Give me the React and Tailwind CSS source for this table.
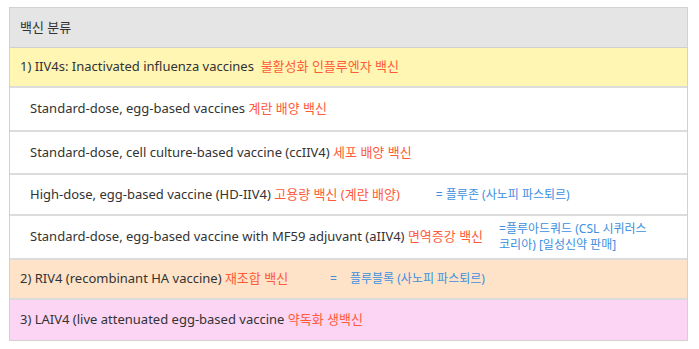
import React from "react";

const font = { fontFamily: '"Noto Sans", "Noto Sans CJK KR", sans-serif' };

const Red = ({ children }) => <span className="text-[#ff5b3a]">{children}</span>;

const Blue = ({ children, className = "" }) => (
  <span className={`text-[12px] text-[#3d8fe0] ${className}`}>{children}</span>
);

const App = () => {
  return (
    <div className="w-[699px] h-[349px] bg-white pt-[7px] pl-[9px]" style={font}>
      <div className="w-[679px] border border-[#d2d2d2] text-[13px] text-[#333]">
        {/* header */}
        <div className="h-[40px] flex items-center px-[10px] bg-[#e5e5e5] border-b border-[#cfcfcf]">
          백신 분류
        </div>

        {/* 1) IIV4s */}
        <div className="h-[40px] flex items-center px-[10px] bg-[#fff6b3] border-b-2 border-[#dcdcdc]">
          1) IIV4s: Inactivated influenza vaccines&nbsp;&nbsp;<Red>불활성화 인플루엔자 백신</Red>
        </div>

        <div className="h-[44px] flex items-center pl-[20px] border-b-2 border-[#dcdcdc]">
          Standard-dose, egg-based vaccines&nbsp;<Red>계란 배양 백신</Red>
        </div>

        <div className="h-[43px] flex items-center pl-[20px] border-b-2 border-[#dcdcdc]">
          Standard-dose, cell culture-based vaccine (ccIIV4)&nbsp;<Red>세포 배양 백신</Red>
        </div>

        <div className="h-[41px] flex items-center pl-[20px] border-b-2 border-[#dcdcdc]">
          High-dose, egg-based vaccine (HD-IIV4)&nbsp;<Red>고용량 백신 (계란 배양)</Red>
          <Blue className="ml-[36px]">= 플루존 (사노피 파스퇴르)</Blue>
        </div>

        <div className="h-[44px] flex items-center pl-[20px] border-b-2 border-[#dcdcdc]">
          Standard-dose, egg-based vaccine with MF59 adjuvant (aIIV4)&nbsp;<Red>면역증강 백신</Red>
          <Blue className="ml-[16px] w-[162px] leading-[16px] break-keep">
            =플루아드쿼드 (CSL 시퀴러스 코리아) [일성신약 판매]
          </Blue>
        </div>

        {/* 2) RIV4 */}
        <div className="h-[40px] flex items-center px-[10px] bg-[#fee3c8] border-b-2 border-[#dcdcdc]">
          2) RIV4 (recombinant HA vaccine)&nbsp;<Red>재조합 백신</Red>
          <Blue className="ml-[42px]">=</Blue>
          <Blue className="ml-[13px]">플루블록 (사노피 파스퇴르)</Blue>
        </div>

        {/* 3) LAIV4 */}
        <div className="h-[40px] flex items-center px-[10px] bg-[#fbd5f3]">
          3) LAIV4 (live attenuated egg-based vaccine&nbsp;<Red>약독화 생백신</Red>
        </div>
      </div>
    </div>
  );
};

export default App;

### Do this
Without including any pictures, print all of the material exactly as given.

### Solution to the exercise
Give me the React and Tailwind CSS source for this table.
import React from "react";

const font = { fontFamily: '"Noto Sans", "Noto Sans CJK KR", sans-serif' };

const Red = ({ children }) => <span className="text-[#ff5b3a]">{children}</span>;

const Blue = ({ children, className = "" }) => (
  <span className={`text-[12px] text-[#3d8fe0] ${className}`}>{children}</span>
);

const App = () => {
  return (
    <div className="w-[699px] h-[349px] bg-white pt-[7px] pl-[9px]" style={font}>
      <div className="w-[679px] border border-[#d2d2d2] text-[13px] text-[#333]">
        {/* header */}
        <div className="h-[40px] flex items-center px-[10px] bg-[#e5e5e5] border-b border-[#cfcfcf]">
          백신 분류
        </div>

        {/* 1) IIV4s */}
        <div className="h-[40px] flex items-center px-[10px] bg-[#fff6b3] border-b-2 border-[#dcdcdc]">
          1) IIV4s: Inactivated influenza vaccines&nbsp;&nbsp;<Red>불활성화 인플루엔자 백신</Red>
        </div>

        <div className="h-[44px] flex items-center pl-[20px] border-b-2 border-[#dcdcdc]">
          Standard-dose, egg-based vaccines&nbsp;<Red>계란 배양 백신</Red>
        </div>

        <div className="h-[43px] flex items-center pl-[20px] border-b-2 border-[#dcdcdc]">
          Standard-dose, cell culture-based vaccine (ccIIV4)&nbsp;<Red>세포 배양 백신</Red>
        </div>

        <div className="h-[41px] flex items-center pl-[20px] border-b-2 border-[#dcdcdc]">
          High-dose, egg-based vaccine (HD-IIV4)&nbsp;<Red>고용량 백신 (계란 배양)</Red>
          <Blue className="ml-[36px]">= 플루존 (사노피 파스퇴르)</Blue>
        </div>

        <div className="h-[44px] flex items-center pl-[20px] border-b-2 border-[#dcdcdc]">
          Standard-dose, egg-based vaccine with MF59 adjuvant (aIIV4)&nbsp;<Red>면역증강 백신</Red>
          <Blue className="ml-[16px] w-[162px] leading-[16px] break-keep">
            =플루아드쿼드 (CSL 시퀴러스 코리아) [일성신약 판매]
          </Blue>
        </div>

        {/* 2) RIV4 */}
        <div className="h-[40px] flex items-center px-[10px] bg-[#fee3c8] border-b-2 border-[#dcdcdc]">
          2) RIV4 (recombinant HA vaccine)&nbsp;<Red>재조합 백신</Red>
          <Blue className="ml-[42px]">=</Blue>
          <Blue className="ml-[13px]">플루블록 (사노피 파스퇴르)</Blue>
        </div>

        {/* 3) LAIV4 */}
        <div className="h-[40px] flex items-center px-[10px] bg-[#fbd5f3]">
          3) LAIV4 (live attenuated egg-based vaccine&nbsp;<Red>약독화 생백신</Red>
        </div>
      </div>
    </div>
  );
};

export default App;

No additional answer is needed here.